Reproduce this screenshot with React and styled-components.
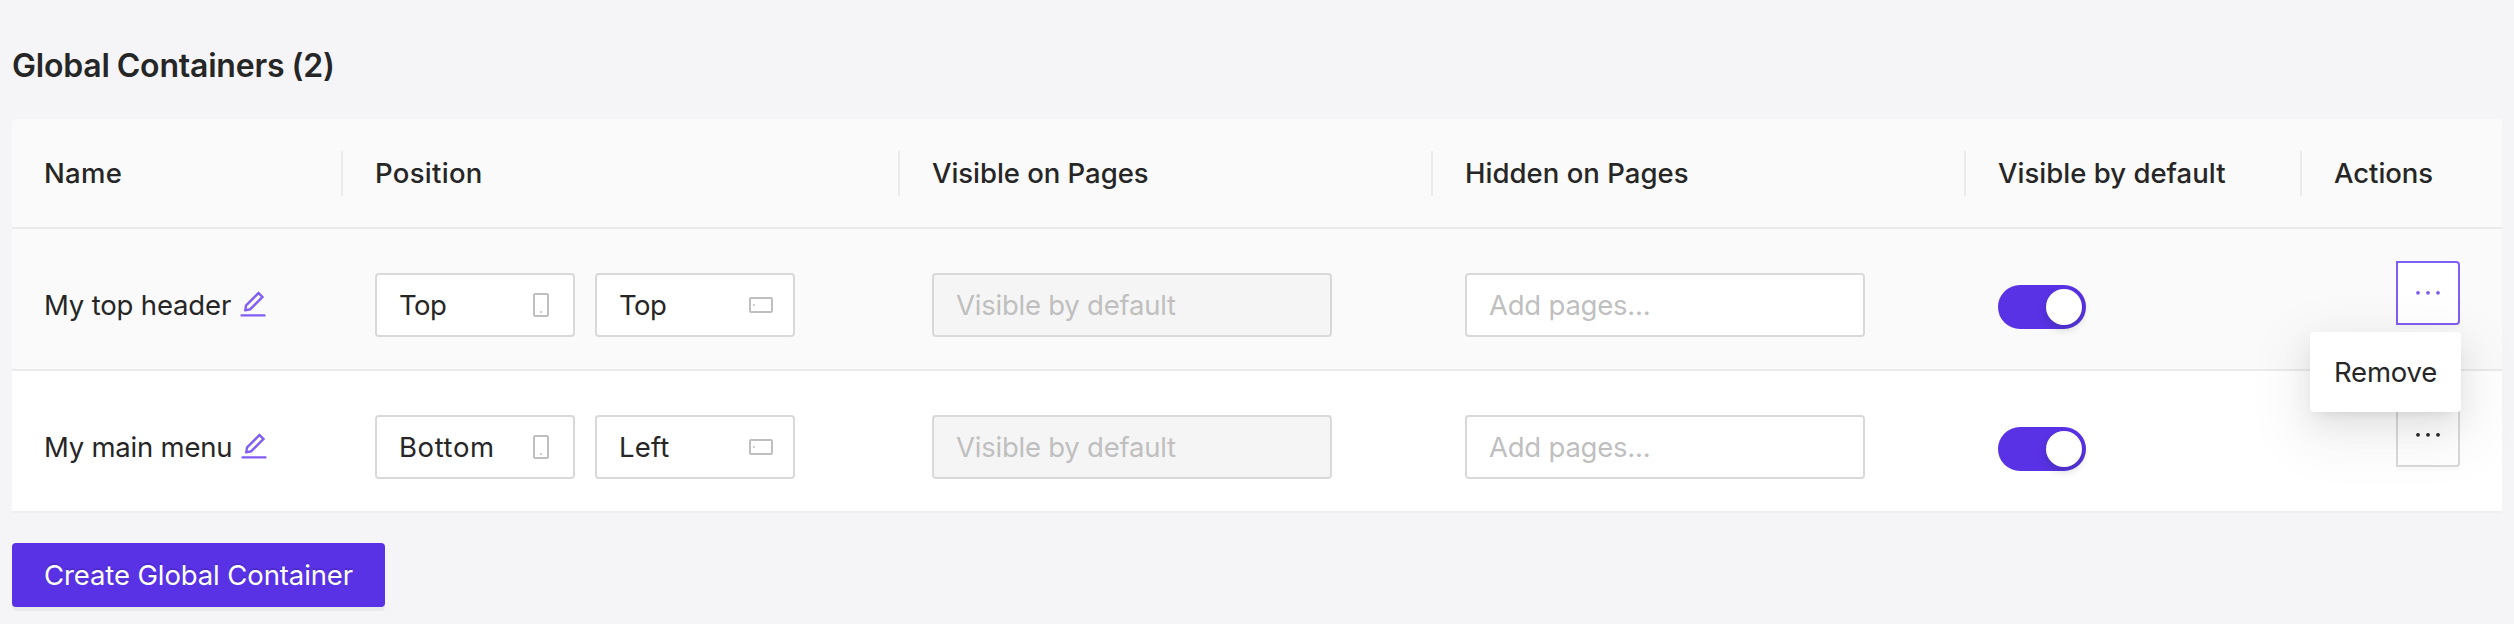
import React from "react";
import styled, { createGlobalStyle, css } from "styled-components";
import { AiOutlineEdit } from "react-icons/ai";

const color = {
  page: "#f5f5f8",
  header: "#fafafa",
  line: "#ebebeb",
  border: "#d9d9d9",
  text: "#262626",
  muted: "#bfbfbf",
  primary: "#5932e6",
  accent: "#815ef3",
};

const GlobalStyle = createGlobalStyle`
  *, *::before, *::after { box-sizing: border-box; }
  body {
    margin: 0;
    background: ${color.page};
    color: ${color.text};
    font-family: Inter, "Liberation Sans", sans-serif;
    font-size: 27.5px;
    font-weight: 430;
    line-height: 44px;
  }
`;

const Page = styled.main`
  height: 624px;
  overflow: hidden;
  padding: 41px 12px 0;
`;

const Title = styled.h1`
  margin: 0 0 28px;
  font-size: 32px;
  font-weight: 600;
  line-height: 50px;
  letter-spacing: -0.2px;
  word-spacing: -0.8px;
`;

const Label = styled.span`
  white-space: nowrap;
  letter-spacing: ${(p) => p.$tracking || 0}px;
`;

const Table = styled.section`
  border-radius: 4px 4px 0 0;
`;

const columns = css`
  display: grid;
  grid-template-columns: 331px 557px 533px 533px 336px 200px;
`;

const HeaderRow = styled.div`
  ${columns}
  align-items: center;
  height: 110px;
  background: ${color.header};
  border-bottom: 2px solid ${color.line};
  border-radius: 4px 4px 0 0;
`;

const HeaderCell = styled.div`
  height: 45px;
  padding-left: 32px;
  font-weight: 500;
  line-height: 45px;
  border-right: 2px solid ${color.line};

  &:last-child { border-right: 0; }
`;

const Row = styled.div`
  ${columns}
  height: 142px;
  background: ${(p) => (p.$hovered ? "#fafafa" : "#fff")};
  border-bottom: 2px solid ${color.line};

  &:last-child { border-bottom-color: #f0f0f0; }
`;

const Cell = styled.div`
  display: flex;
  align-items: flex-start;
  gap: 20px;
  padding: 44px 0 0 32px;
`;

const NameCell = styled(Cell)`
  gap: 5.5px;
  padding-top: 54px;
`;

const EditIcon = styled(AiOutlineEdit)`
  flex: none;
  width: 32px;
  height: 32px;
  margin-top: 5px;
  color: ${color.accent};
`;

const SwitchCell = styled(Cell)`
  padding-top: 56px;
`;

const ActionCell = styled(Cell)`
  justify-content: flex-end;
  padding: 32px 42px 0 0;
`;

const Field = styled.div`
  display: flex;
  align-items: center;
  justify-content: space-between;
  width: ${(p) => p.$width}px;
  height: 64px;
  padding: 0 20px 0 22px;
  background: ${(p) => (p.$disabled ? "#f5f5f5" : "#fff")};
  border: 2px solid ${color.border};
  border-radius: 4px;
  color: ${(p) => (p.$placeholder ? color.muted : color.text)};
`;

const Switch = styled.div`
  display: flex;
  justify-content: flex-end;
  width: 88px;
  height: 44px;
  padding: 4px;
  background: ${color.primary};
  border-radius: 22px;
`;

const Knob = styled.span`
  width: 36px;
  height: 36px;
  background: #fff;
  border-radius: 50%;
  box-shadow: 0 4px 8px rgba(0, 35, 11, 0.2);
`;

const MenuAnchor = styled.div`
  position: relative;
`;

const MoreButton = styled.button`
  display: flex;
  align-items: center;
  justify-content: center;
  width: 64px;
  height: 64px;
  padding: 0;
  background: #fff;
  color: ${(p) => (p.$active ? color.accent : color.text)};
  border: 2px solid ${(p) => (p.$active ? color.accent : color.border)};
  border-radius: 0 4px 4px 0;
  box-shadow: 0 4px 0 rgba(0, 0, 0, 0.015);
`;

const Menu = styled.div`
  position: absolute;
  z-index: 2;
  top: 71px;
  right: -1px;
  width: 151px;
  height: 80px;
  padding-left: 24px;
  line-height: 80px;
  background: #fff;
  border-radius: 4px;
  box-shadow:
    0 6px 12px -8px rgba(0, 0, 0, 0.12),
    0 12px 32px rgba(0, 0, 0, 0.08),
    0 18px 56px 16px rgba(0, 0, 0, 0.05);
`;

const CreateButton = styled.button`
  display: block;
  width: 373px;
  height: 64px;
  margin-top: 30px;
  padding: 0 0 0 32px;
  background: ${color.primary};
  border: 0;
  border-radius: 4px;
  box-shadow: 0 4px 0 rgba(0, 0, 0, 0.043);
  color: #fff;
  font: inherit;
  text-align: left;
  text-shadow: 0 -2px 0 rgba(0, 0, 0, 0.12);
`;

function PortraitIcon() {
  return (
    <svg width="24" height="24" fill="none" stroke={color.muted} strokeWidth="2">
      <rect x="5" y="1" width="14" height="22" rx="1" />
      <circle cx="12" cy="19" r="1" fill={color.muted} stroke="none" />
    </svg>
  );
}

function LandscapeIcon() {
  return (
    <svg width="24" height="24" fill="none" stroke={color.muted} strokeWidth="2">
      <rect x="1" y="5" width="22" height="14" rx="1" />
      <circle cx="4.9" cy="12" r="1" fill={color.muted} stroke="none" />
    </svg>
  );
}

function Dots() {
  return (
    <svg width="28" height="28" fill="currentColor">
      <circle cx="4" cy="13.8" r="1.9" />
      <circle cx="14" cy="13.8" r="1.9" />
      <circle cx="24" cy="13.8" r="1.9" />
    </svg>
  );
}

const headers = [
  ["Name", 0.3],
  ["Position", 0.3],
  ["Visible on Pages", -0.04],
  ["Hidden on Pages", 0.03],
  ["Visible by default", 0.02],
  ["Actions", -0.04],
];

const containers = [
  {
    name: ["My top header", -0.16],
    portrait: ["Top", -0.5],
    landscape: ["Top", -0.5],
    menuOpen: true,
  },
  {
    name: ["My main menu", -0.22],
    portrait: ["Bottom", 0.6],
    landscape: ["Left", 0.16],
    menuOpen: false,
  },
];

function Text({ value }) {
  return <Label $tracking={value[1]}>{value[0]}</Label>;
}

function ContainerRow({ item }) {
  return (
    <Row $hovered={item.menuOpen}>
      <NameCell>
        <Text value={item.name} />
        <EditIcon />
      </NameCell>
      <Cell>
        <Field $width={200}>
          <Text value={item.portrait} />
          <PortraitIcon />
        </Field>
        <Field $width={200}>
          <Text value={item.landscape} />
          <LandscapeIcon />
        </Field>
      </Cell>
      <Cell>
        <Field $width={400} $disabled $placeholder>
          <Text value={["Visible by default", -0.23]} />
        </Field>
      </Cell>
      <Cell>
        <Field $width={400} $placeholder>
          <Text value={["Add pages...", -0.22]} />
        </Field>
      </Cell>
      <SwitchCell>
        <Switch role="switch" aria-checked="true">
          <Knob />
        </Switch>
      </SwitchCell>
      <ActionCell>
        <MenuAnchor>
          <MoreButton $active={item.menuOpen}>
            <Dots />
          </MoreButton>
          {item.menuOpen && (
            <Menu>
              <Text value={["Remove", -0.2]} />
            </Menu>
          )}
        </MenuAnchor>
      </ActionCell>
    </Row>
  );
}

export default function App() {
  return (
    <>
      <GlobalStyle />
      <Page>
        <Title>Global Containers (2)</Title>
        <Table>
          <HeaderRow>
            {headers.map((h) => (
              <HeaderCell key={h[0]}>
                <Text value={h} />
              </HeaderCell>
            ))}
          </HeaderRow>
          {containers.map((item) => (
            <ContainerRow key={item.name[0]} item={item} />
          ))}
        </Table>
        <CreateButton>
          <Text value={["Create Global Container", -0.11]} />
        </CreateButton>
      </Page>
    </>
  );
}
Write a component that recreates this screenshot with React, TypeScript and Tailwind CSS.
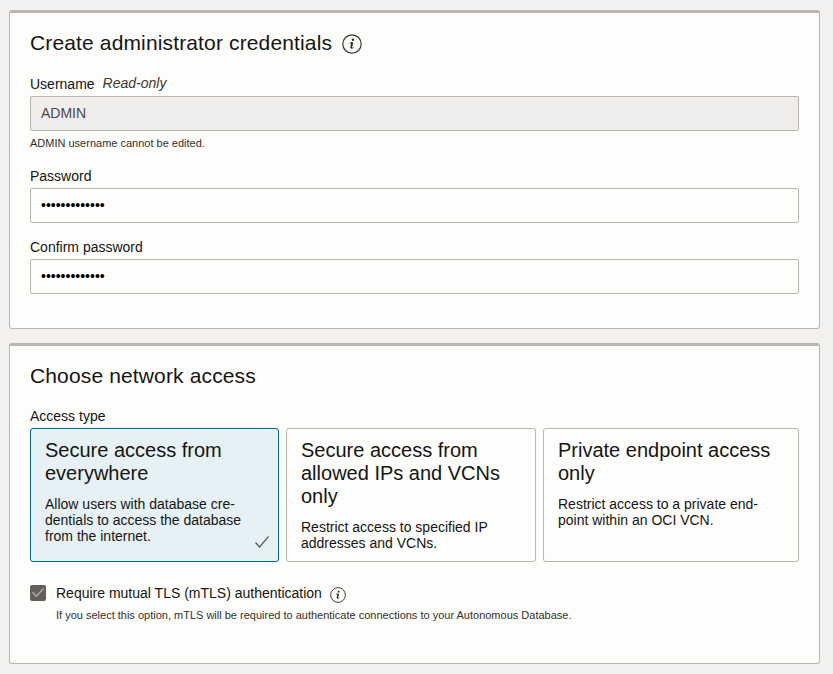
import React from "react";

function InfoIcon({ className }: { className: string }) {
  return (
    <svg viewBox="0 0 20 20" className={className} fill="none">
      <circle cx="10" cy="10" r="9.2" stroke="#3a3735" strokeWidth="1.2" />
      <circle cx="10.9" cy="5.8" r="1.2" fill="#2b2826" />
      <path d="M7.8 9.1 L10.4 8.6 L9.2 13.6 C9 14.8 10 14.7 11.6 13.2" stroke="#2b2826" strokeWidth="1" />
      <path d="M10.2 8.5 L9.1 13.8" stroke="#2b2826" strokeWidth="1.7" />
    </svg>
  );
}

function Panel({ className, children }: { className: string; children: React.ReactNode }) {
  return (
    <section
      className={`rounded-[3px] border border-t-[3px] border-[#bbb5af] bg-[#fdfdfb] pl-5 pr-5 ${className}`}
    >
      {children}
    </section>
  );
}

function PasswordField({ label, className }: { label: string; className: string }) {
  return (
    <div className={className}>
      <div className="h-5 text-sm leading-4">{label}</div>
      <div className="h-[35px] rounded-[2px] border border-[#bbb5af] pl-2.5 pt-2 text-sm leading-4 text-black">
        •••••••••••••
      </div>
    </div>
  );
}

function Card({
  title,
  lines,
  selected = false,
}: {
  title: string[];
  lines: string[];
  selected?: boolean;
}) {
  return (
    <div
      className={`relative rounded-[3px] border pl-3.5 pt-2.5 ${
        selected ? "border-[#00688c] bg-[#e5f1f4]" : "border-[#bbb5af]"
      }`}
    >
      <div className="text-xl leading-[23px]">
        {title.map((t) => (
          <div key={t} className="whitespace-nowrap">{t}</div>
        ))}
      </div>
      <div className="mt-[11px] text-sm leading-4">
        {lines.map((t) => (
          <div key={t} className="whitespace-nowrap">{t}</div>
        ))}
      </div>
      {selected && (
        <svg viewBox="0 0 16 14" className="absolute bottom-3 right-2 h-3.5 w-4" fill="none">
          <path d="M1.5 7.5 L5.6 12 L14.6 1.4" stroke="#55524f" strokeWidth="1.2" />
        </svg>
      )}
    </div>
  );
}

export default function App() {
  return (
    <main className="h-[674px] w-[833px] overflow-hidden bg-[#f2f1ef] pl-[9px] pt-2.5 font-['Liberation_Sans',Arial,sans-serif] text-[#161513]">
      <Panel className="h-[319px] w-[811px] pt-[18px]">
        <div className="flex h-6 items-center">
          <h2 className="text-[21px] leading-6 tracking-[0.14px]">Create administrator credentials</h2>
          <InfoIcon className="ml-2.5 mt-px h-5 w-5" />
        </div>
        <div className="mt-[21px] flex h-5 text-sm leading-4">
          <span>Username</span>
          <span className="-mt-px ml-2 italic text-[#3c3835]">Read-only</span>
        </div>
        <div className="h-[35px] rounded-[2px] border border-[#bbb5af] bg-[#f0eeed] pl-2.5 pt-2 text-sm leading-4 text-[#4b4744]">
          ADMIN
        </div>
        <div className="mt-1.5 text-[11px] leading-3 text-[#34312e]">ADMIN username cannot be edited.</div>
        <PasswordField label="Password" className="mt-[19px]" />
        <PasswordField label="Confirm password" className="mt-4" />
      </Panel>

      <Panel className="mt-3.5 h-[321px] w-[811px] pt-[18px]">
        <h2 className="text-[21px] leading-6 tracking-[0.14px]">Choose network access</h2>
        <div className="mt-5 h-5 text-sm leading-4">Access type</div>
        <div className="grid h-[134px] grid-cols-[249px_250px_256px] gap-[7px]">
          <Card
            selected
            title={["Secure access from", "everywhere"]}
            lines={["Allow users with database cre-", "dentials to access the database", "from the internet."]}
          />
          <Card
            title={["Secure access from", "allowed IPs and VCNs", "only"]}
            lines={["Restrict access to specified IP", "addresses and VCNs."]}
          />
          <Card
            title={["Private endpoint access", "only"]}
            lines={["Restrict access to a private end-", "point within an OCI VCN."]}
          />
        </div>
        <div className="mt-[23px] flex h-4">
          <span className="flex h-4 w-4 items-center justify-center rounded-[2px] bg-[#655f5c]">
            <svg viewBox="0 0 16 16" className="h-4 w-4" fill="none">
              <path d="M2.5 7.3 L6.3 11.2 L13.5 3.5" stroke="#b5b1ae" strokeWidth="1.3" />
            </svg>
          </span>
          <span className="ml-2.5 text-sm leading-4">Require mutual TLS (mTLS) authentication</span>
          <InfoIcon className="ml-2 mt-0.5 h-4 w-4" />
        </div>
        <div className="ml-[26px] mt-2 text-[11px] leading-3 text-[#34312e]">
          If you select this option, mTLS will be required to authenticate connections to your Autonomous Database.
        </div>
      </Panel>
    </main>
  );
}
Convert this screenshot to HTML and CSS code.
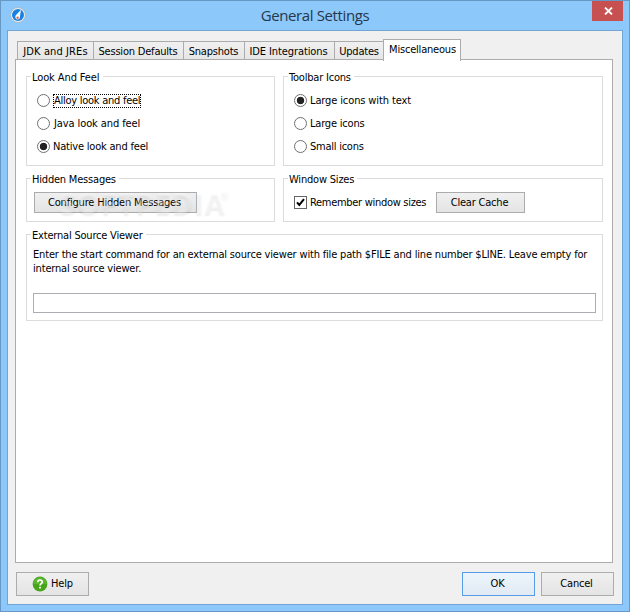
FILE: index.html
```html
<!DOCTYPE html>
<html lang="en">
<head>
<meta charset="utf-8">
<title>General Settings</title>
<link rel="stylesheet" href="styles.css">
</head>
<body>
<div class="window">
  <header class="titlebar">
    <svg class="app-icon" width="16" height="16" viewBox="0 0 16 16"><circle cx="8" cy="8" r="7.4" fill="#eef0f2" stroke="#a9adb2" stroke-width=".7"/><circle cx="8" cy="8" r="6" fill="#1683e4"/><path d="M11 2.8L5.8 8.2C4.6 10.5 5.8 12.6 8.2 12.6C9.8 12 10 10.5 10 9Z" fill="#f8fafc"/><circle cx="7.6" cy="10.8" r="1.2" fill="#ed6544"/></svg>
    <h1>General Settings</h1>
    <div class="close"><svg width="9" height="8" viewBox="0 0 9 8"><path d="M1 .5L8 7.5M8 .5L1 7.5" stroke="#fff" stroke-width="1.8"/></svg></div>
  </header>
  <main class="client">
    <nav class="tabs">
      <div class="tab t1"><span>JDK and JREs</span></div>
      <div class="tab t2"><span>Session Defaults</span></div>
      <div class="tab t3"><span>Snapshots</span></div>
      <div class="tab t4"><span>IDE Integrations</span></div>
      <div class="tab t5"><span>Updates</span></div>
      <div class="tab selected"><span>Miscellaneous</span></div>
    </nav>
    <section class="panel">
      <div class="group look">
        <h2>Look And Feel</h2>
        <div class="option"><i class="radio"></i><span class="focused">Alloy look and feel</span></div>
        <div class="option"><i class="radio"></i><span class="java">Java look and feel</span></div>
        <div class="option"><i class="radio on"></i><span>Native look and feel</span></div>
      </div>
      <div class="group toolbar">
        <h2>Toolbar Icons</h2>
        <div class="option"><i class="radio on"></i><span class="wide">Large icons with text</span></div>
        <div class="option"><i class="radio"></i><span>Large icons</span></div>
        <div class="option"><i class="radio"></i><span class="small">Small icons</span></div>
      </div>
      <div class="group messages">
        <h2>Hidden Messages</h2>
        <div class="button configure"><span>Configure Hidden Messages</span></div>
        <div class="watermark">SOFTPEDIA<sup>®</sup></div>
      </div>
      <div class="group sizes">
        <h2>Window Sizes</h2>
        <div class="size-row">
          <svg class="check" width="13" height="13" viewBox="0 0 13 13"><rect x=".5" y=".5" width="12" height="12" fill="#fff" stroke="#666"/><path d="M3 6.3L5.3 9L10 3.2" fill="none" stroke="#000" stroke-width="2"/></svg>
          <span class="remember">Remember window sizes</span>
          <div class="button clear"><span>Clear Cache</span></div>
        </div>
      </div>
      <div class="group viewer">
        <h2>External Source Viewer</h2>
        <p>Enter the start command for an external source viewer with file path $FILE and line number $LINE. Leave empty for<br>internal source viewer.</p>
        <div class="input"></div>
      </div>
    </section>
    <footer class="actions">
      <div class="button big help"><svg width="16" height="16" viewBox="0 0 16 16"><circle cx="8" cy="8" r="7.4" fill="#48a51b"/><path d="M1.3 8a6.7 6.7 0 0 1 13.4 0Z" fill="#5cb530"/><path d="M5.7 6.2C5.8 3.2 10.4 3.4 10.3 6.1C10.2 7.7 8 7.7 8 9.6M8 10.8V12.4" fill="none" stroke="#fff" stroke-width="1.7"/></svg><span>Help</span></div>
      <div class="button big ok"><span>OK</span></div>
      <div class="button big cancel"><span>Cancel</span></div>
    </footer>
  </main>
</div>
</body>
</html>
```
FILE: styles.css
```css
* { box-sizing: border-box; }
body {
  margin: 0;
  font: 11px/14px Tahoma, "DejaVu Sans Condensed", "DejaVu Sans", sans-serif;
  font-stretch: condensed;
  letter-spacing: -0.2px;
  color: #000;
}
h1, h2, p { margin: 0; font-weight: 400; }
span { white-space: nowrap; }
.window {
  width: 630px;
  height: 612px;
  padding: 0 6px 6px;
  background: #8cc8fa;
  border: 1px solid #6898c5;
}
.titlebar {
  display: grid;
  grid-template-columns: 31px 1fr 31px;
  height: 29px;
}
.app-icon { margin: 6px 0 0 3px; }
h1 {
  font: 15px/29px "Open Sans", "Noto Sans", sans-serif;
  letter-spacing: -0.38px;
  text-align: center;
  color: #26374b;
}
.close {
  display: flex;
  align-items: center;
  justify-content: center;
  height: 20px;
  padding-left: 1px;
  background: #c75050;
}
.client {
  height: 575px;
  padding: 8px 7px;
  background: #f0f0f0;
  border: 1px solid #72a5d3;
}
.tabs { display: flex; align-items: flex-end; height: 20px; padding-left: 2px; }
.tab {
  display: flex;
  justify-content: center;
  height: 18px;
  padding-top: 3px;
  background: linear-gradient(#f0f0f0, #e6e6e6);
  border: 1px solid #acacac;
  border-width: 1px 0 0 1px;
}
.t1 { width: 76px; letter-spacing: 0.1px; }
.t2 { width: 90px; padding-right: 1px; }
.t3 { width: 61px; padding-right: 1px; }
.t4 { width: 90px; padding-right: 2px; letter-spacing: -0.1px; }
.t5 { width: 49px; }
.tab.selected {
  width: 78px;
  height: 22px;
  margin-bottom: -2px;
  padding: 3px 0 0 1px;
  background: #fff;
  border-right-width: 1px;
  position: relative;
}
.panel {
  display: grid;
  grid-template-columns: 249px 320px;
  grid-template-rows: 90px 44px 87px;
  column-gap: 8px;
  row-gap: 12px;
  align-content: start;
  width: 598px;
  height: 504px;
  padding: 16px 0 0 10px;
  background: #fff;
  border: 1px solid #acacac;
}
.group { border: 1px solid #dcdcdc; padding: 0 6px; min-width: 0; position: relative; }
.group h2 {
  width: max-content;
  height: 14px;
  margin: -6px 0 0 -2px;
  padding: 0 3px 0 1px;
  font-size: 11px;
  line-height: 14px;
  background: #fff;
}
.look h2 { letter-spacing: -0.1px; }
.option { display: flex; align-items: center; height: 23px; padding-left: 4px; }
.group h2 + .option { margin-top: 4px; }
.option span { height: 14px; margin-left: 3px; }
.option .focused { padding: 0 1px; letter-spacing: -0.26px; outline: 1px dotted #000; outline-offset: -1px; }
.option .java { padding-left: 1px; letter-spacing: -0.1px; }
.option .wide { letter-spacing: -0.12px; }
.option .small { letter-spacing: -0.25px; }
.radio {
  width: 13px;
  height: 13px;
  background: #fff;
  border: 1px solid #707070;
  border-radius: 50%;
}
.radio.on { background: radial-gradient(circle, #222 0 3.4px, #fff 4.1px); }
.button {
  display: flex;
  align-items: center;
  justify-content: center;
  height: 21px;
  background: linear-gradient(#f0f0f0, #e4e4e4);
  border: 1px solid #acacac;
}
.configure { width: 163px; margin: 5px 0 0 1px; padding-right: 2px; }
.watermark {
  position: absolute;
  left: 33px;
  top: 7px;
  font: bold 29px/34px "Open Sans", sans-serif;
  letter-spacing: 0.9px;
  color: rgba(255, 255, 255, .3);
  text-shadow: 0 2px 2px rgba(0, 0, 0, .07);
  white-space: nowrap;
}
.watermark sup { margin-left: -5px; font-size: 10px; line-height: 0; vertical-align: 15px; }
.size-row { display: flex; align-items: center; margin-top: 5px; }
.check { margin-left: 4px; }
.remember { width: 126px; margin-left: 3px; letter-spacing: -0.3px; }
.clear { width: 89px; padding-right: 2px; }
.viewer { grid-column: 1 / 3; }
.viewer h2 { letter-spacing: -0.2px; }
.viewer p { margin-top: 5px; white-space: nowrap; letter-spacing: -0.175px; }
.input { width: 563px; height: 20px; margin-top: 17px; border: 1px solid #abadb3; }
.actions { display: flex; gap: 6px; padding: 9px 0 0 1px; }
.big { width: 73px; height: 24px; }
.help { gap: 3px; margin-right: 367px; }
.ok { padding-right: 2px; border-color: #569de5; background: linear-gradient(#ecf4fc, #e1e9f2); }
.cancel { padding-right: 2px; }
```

........

OBJECTIVE →
Select all lines in the listing that include the word "components".

EXERCISE SOLUTION →
Reproduce this screenshot with React and styled-components.
import styled, { createGlobalStyle, css } from "styled-components";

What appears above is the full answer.